Nearly 4 in 10 women say choices such as starting a family or buying a home are more difficult because they lack confidence in their financial knowledge, according to a 2018 survey conducted by CreditKarma.com of 1,048 adults.
This can translate to larger disparities in the workplace and have a negative impact on women's overall financial health. In 2019, women earn 79 cents on the dollar, on average, and are twice as likely as men to live below the poverty line during retirement, especially if they are single or minorities.
"We have the power to control our money today and grow our money tomorrow," says Kemberli Stephenson, financial coach at Sparkhustleflow.com. "It's important to use our power and be prepared."
Here are a few smart money moves experts suggest women make in order to secure their financial futures.
Whether you're taking parental leave or leave to care for an older parent, stepping away from a career — even for a brief period — can affect your earning potential, decrease retirement savings, and reduce Social Security benefits.
Mothers typically are paid only 71 cents for every dollar paid to fathers, and it ends up costing them $16,000 a year in lost wages on average, according to an 2018 analysis of Census data by the nonprofit advocacy organization National Women's Law Center.
There are steps you can take to minimize the financial impact of taking time off, though.
"Set your focus specifically on what your financial priorities are. If you know you have something really big coming down the pipe, whether it's a baby or you're getting married or whether it's retirement, it's important to plan ahead," says Stephenson.
If you want to make sure you're not being underpaid, "tell everybody how much money you're making," says Suze Orman, financial expert, bestselling author of "Women & Money" and host of the "Women & Money" podcast.
"I know you're told, 'Don't tell anybody how much money you're making,'" Orman says, "but your salary shouldn't be a secret."
One way to level the playing field is by being transparent with your employer about your expectations and having candid conversations with your coworkers about how much you're earning.

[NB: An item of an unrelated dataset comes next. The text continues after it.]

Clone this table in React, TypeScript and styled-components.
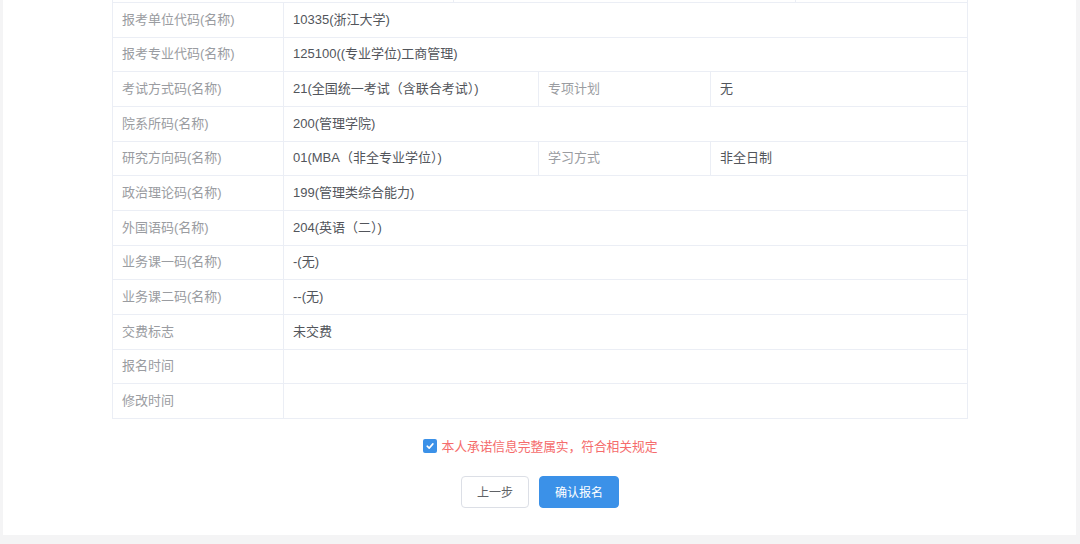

"If you go to HR, you can ask a very simple question: 'Have we done a recent salary analysis for my role?' They may be required to tell you and show you the range in which you fall," says Stephenson. "It won't be specific, but they may be able to give you some more generalized information that can help you make some better decisions."
Discussing your salary with coworkers and having a general idea of what they're being paid and how you fare compared to those around you will give you some leverage when negotiating your own salary or a raise.
"It is not taboo to ask another woman how much she makes," says Stephenson. "I wish more people would be open enough and comfortable enough having those conversations, because that [discomfort] sums up why it's so easy for us to only make 79 cents on the dollar."
Women tend to live longer than men, and they also receive lower pensions and Social Security benefits in retirement. That puts them in a position where they could potentially outlive their savings.
In 2017, the average annual Social Security income received by women 65 years and older was $14,353, compared to $18,041 for men. This is largely due to the fact that, on average, women will earn less over the course of their lifetimes than their male counterparts, according to the Social Security Administration.
So the earlier you start putting away money for retirement, the better.
A 2017 Fidelity study found that about 80% of single women keep most of their savings in cash and are twice as likely as men to say that's because they don't know where to invest it.
Sallie Krawcheck, cofounder and CEO of Ellevest, a digital investment platform for women, cites this as the biggest financial mistake women make. "We certainly don't invest as much as men do," Krawcheck told CNBC Make It. "We tend to leave more than 70% of our wealth in cash as opposed to investing it. For the typical professional woman, that can cost her hundreds of thousands — for some women, millions — of dollars over the course of their lives."
A 25-year-old who invested $5,000 per year until the age of 35, assuming an 8% annual return, would amass around $787,000 by the age of 65. Someone who started investing $5,000 per year at the age of 35 and continued until they were 65, with the same annual return, would only amass around $612,000.
Stephenson also suggests inquiring about potential employee assistance programs (EAP), which often offer free financial tools or counseling for employees.
Making use of the free resources available to you can demystify some of the more complex financial topics like learning how to invest, or paying down massive debt that can pull you into a downward spiral and keep you from growing your knowledge and wealth.
"Things can change at the drop of a dime," says Stephenson. "You could have a death in the family, a weather-related disaster, or good change like having a baby unexpectedly. Things change, and it's important that we're prepared in those situations and that we're capable of being self-sufficient."